Watter, This World

Grayson Haver Currin

By Grayson Haver Currin

on 05.30.14 in Reviews

If there were an optimal time for Britt Walford, drummer for Slint and unsung backbone of the group, to return to mostly instrumental indie rock, now might it. Touch & Go recently offered a beyond-deluxe reissue of the band’s masterpiece, and the occasionally-reunited group obliged with strings of tour dates and film screenings. The band’s influence continues to grow well outside of post-rock, popping up in heavy metal and experimental circles.

A warm six-song set from Slint drummer Britt Walford’s new trio

Enter This World, a tempered and warm six-song set from Walford’s new gracefully psychedelic trio, Watter. Walford plays drums, of course. Louisville multi-instrumentalist Tyler Trotter and Grails guitarist Zak Riles cycle through a panoply of familiar and exotic sounds — the oud and the electric guitar, the melodica and the sequencer, the synthesizer and the saz.
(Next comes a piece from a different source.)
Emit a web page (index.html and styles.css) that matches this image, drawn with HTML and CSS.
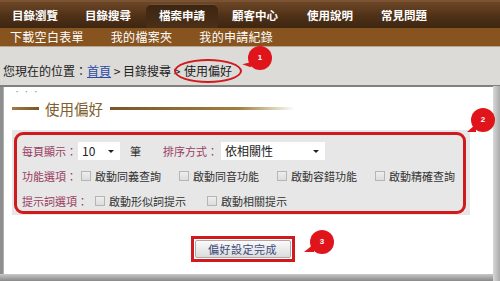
FILE: index.html
```html
<!DOCTYPE html>
<html>
<head>
<meta charset="utf-8">
<link rel="stylesheet" href="styles.css">
</head>
<body>
<div class="page">
  <nav class="nav">
    <span class="tab">目錄瀏覽</span>
    <span class="tab">目錄搜尋</span>
    <span class="tab active">檔案申請</span>
    <span class="tab">顧客中心</span>
    <span class="tab">使用說明</span>
    <span class="tab">常見問題</span>
  </nav>
  <nav class="subnav">
    <span class="sub">下載空白表單</span>
    <span class="sub">我的檔案夾</span>
    <span class="sub">我的申請紀錄</span>
  </nav>
  <div class="crumb">您現在的位置：<a class="home">首頁</a> &gt; 目錄搜尋 &gt; <span class="cur">使用偏好</span></div>
  <div class="panel">
    <div class="dots">• • •</div>
    <div class="heading"><span class="hl-left"></span><span class="htext">使用偏好</span><span class="hl-right"></span></div>
    <div class="settings">
      <div class="row">
        <span class="label">每頁顯示：</span>
        <span class="select small">10<span class="arrow"></span></span>
        <span class="unit">筆</span>
        <span class="label sort">排序方式：</span>
        <span class="select wide">依相關性<span class="arrow"></span></span>
      </div>
      <div class="row">
        <span class="label">功能選項：</span>
        <span class="opt first"><span class="cb"></span>啟動同義查詢</span>
        <span class="opt"><span class="cb"></span>啟動同音功能</span>
        <span class="opt"><span class="cb"></span>啟動容錯功能</span>
        <span class="opt"><span class="cb"></span>啟動精確查詢</span>
      </div>
      <div class="row hints">
        <span class="label">提示詞選項：</span>
        <span class="opt first"><span class="cb"></span>啟動形似詞提示</span>
        <span class="opt"><span class="cb"></span>啟動相關提示</span>
      </div>
      <div class="redbox"></div>
    </div>
    <div class="actions">
      <span class="btnwrap"><button class="btn">偏好設定完成</button></span>
    </div>
  </div>
  <div class="ellipse"></div>
  <div class="badge b1">1</div>
  <div class="badge b2">2</div>
  <div class="badge b3">3</div>
</div>
</body>
</html>
```
FILE: styles.css
```css
* { box-sizing: border-box; }
html, body { margin: 0; padding: 0; background: #fff; }
body { font-family: "Noto Sans CJK TC", "Noto Sans", sans-serif; width: 500px; height: 281px; overflow: hidden; }
.page { position: relative; width: 500px; height: 281px; background: #8e8e8e; }

.nav { height: 28px; display: flex; align-items: flex-end; padding-left: 12px; white-space: nowrap;
  background: linear-gradient(#6d4626, #4c2f16 60%, #3e2612); border-top: 2px solid #7a5432; }
.tab { flex-shrink: 0; color: #fff; font-size: 11.5px; font-weight: bold; height: 24px; line-height: 22px;
  margin-right: 27px; }
.tab:nth-child(2) { margin-right: 15px; }
.tab.active { background: linear-gradient(#3c2511, #4b3017); border-radius: 5px 5px 0 0;
  padding: 0 13px; margin-right: 14px; box-shadow: inset 0 1px 0 #6e5036; }
.tab:nth-child(4) { margin-right: 29px; }
.tab:nth-child(5) { margin-right: 28px; }

.subnav { height: 18px; display: flex; align-items: center; background: #875420; padding-left: 10px; white-space: nowrap; }
.sub { flex-shrink: 0; color: #fff; font-size: 12px; line-height: 18px; margin-right: 27px; letter-spacing: 0.3px; }

.crumb { height: 41px; background: #dcdbd8; border-bottom: 2px solid #808080; border-top: 1px solid #b8a58f;
  font-size: 12px; color: #222; padding: 15px 0 0 3px; line-height: 18px; white-space: nowrap; }
.home { color: #2a4aa8; text-decoration: underline; }
.cur { margin-left: 1px; }

.panel { position: relative; margin-left: 3px; width: 490px; height: 188px; background: #fff;
  border-left: 1px solid #b0b0b0; padding: 0 0 0 8px; }
.dots { font-size: 6px; color: #888; line-height: 6px; height: 8px; padding: 2px 0 0 2px; letter-spacing: 1px; overflow: hidden; }
.heading { display: flex; align-items: center; height: 26px; margin-top: 0; }
.hl-left { width: 27px; height: 3px; background: linear-gradient(90deg, #a07a3c, #7b5526); margin-right: 6px; }
.htext { font-size: 14.5px; color: #80602e; white-space: nowrap; }
.hl-right { width: 185px; height: 3px; background: linear-gradient(90deg, #7b5526, #a0803e 70%, rgba(200,170,110,0)); margin-left: 7px; }

.settings { position: relative; margin-top: 9px; width: 458px; height: 85px; background: #e7e7e7;
  padding: 8px 0 0 10px; }
.row { display: flex; align-items: center; height: 25px; font-size: 11px; color: #333; white-space: nowrap; }
.row > * { flex-shrink: 0; }
.label { color: #9a3c62; }
.sort { margin-left: 22px; }
.unit { margin-left: 10px; }
.select { position: relative; background: #fff; height: 18px; line-height: 18px; font-size: 12px; color: #222;
  padding-left: 4px; margin-left: 1px; }
.select.small { width: 42px; }
.select.wide { width: 104px; margin-left: 3px; }
.arrow { position: absolute; right: 6px; top: 8px; width: 0; height: 0;
  border-left: 3px solid transparent; border-right: 3px solid transparent; border-top: 3px solid #222; }
.opt { display: flex; align-items: center; margin-right: 18px; }
.opt.first { margin-left: 4px; }
.hints .opt.first { margin-left: 7px; margin-right: 21px; }
.cb { width: 10px; height: 10px; border: 1px solid #b5b5b5; background: linear-gradient(#eee, #ddd);
  margin-right: 4px; flex-shrink: 0; }
.redbox { position: absolute; left: 2px; top: 2px; width: 452px; height: 82px; border: 3px solid #d01a1e; border-radius: 9px; }

.actions { display: flex; justify-content: center; margin-top: 21px; padding-right: 20px; }
.btnwrap { border: 3px solid #d01a1e; padding: 1px; }
.btn { font-family: inherit; font-size: 11px; color: #3c4c7c; width: 96px; height: 18px; padding: 0; letter-spacing: 0.5px;
  border: 1px solid #aaa; background: linear-gradient(#fafafa, #dcdcdc); border-radius: 2px; display: block; }

.page::after { content: ""; position: absolute; left: 0; right: 0; bottom: 0; height: 7px;
  background: linear-gradient(#c8c8c8, #888); }
.page::before { content: ""; position: absolute; right: 0; top: 86px; bottom: 0; width: 7px;
  background: linear-gradient(90deg, #d8d8d8, #aaa); z-index: 1; }

.ellipse { position: absolute; left: 174px; top: 59px; width: 68px; height: 24px; border: 2px solid #d01a1e; border-radius: 50%; }
.badge { position: absolute; width: 24px; height: 24px; border-radius: 50%; background: #e0151c; color: #fff;
  font-size: 8px; font-weight: bold; text-align: center; line-height: 24px; font-family: "Liberation Sans", sans-serif; z-index: 2; }
.badge::after { content: ""; position: absolute; width: 0; height: 0; }
.b1 { left: 248px; top: 46px; }
.b1::after { left: -5px; top: 14px; border-top: 6px solid transparent; border-right: 9px solid #e0151c; transform: rotate(20deg); }
.b2 { left: 471px; top: 108px; }
.b2::after { left: -4px; top: 16px; border-top: 8px solid transparent; border-right: 9px solid #e0151c; }
.b3 { left: 310px; top: 230px; }
.b3::after { left: -6px; top: 14px; border-top: 8px solid transparent; border-right: 10px solid #e0151c; }
```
The trio favors psychedelic, mantric rock, with winding riffs padded by textures so thick and pillowy that the band rarely has room to set much on fire. And that’s OK: Their fluid reserve is more convincing than their heavy moments. On “Small Business,” Walford pushes back hard against the whirring synths and angled leads, but the moment sounds forced. Better is the halcyon “Bloody Monday,” which uses a sample from Alan Lomax’s archives as the music-box basis for gentle, loping acoustic beauty. The trio finds a happy medium on “Seawater,” a pulsing, melodic meditation that swerves like Polvo, throbs like Om and peaks not with clatter but instead with a prolonged, perfect arc toward the exit.